3. On June 28, 2002 the Company satisfied in full its $3.7 million
mortgage with Wachovia Bank on the Company's Sanford, Florida sales and service
center and terminated a related interest rate swap agreement with a payment of
$149,000. These obligations were paid-off with a $3.8 million advance deposit
made by GBNM Partnership in connection with their July 31, 2002 purchase of the
sales and service center in Sanford, Florida for $5.0 million, with the balance
of $1.2 million received on August 1, 2002. The Company entered into an
agreement with GBNM Partnership to lease the Sanford facility beginning August
1, 2002 for an initial term of 7 years plus a 3 year renewal option, at a rental
rate of $50,000 per month for the first 5 years. Since the Company has an option
to repurchase this facility for $5.4 million on August 1, 2005, this has been
recorded as a sale/leaseback financing transaction.
15
The Company continues to make payments under a Trade Creditor Repayment Plan
(the Plan) according to the schedule worked out with its trade creditors in
November 2001. According to the payment option chosen by each creditor, the
Company will repay $2.8 million in 2002, $2.3 million in 2003 and $2.2 million
in 2004. Four quarterly installments under the Plan were paid in 2002 beginning
on January 31, 2002 and every three months thereafter. There are no interest or
service charges in connection with this arrangement. Vendors under the Plan have
been continuing to supply the Company with materials; however, they frequently
require prepayments at the time of order or payment on delivery of the
materials. A number of vendors have extended the Company more normal credit
terms again as they receive payments under the Plan.

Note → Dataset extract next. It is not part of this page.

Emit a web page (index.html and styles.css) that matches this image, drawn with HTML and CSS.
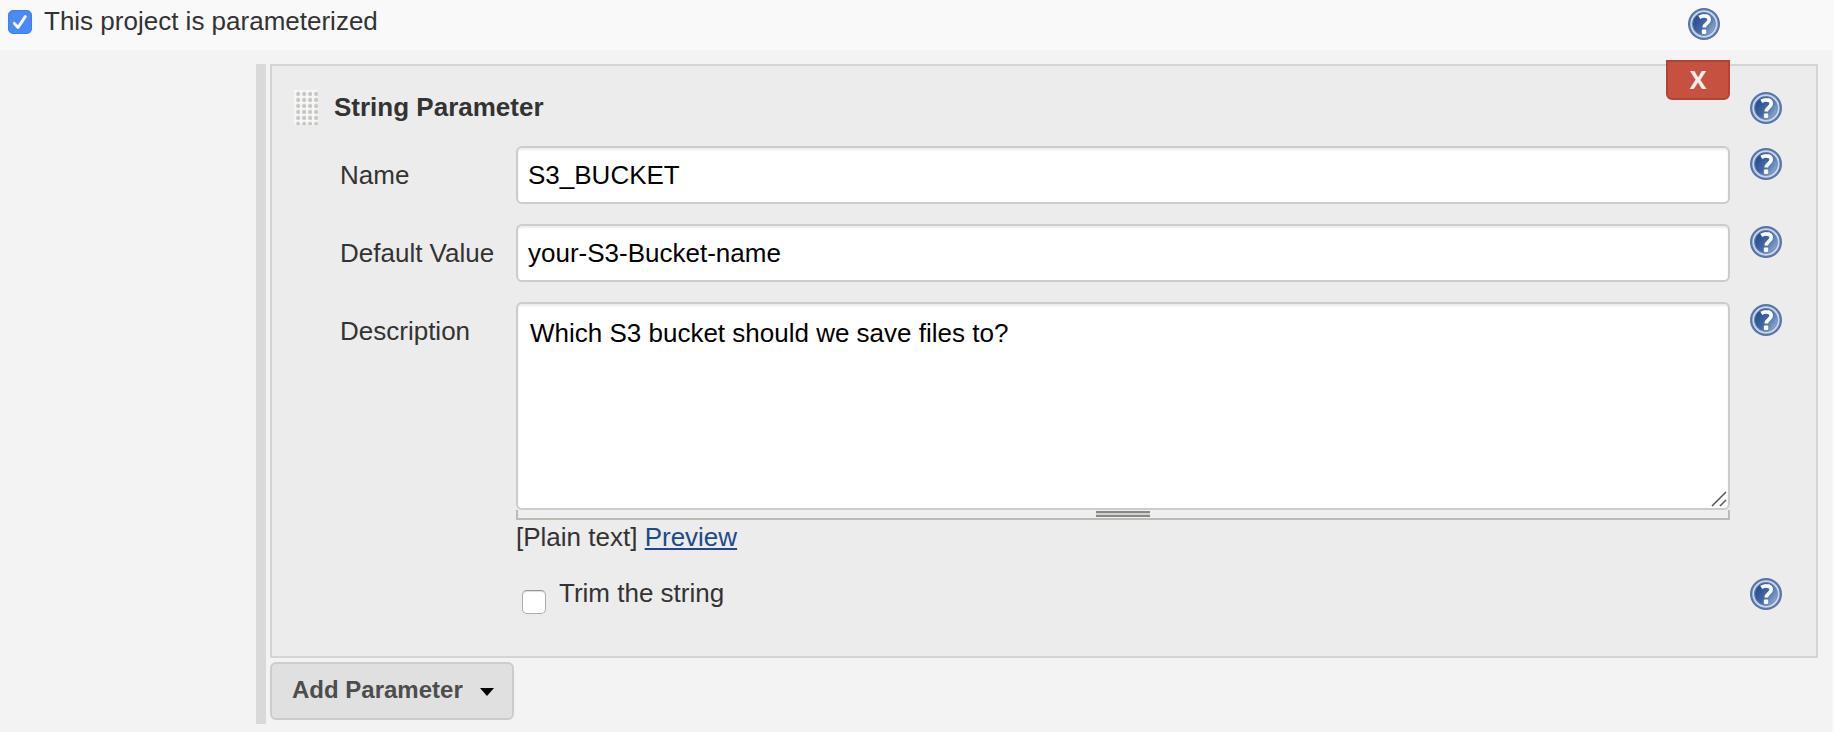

The Company's liquidity is generally reflected by a number of key indicators.
The Company's ratio of current assets to current liabilities was 1.13 to 1 at
September 30, 2002, compared with a ratio of 1.02 to 1 at December 31, 2001.
This ratio is expected to continue to improve as the financing arrangements
described above have been completed and portions of the debt included in current
liabilities in the accompanying consensed consolidated balance sheets are
expected to be reclassified to long-term debt. This will occur when the Company
has additional experience and success in maintaining profitable operations and
demonstrating an ability to continue its compliance with its restrictive debt
covenants for the remainder of 2002. The ratio of total debt to shareholders'
equity decreased to 2.77 to 1 at September 30, 2002 from 3.62 to 1 at December
31, 2001. During the nine months ended September 30, 2002, total debt declined
by almost $4.6 million.
The Company's liquidity and results of operations have improved during the nine
months ended September 30, 2002. Many of the factors regarding financing that
were uncertain at December 31, 2001 have been resolved and the uncertainty about
the Company's ability to continue as a going concern have been somewhat reduced.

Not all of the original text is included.